En los tiempos del miedo, a los cobardes siempre les ha sido fácil abrirse camino porque sabían cómo amedrentar a quienes no se fiaban de sus fuerzas aunque las tuvieran. Como decía la canción de Mercedes Sosa que cantaron Ana Belén y Víctor Manuel: «Si un traidor puede más que unos cuantos, que esos cuantos no lo olviden fácilmente».

Ocurre en nuestras vidas en ocasiones: el temor se convierte en el mejor caldo de cultivo para echar por tierra las pocas esperanzas de la gente que más sufre, de la que más dificultades tiene. Quienes son vulnerables al miedo. Ocurrió esta semana con la elección ¿sorpresa? de Trump en Estados Unidos. Más allá de análisis sociológicos sesudos, me pareció percibir en las reacciones posteriores a su triunfo un halo de indefensión de una parte de la ciudadanía ante un nuevo gobernante.

¿Pero no nos habían enseñado que la democracia nos hace a todos iguales? Una persona es un voto. ¿O no? Por eso, creo que el inquilino electo de la Casa Blanca no se volverá loco como algunos predicen, ni echará abajo el mundo en que vivimos porque, ahora sí, el pueblo que le ha elegido quiere soluciones a sus problemas cotidianos, no más dificultades. Claro que es complicado predecir el futuro, más sencillo quizá que el comportamiento humano, tan dado a la improvisación y a la temperatura del momento. No es el personaje de cartón piedra que nos dibujan, es el propio miedo a lo desconocido lo que empuja a miles de americanos a dudar de ellos mismos.

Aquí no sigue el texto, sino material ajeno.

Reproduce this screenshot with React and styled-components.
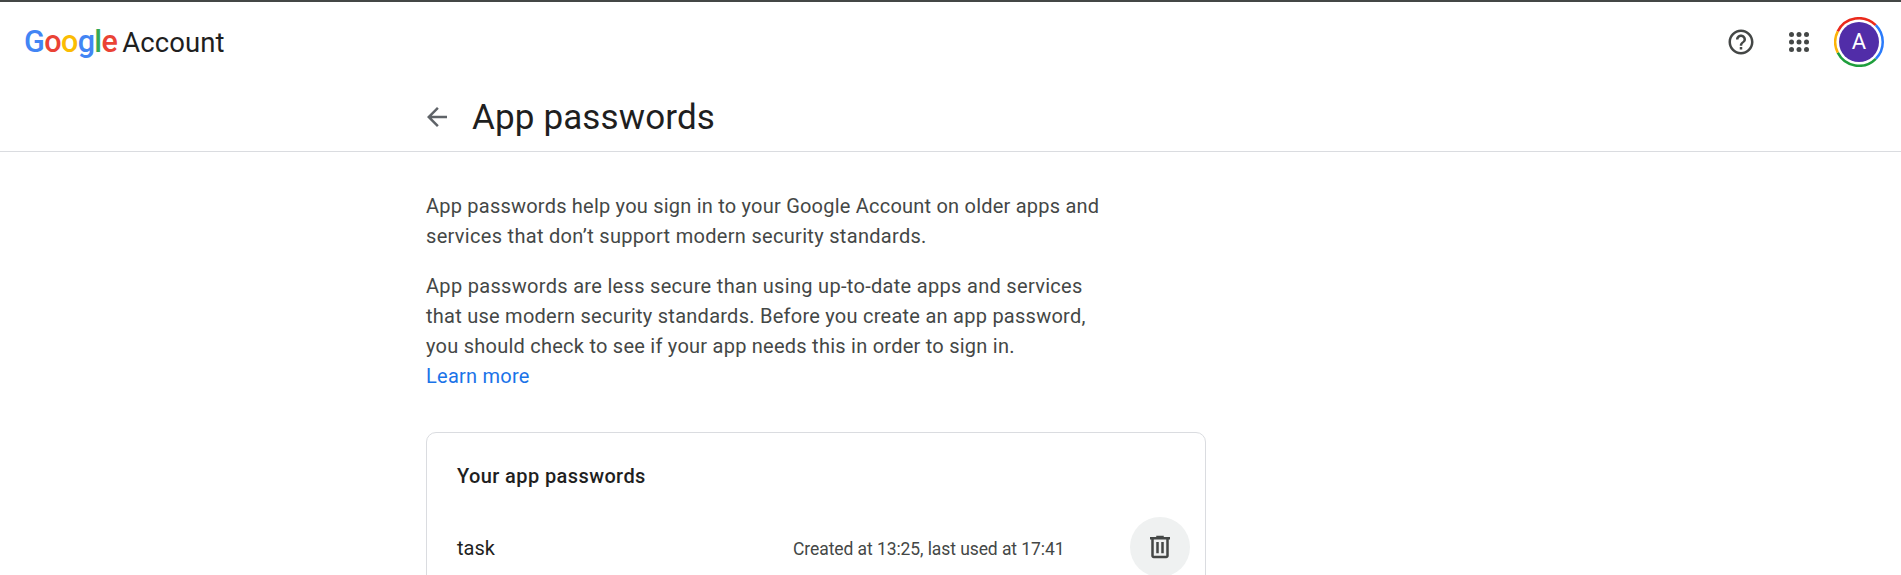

En mis viajes a Nueva York aprendí varias lecciones: una de ellas fue la del capitalismo real: tu esfuerzo tiene recompensa. Si en la era Obama se crearon más de 10 millones de empleos nuevos fue porque la idea de competir por ser mejores cada día en esa sociedad cala en el corazón de sus habitantes. Esa cultura se hizo, a pesar de las crisis, para enseñarles que la superación es la clave para crecer. Y estoy convencido, a pesar de tantas dudas, de que América es más que un presidente. Se llame Trump o Clinton.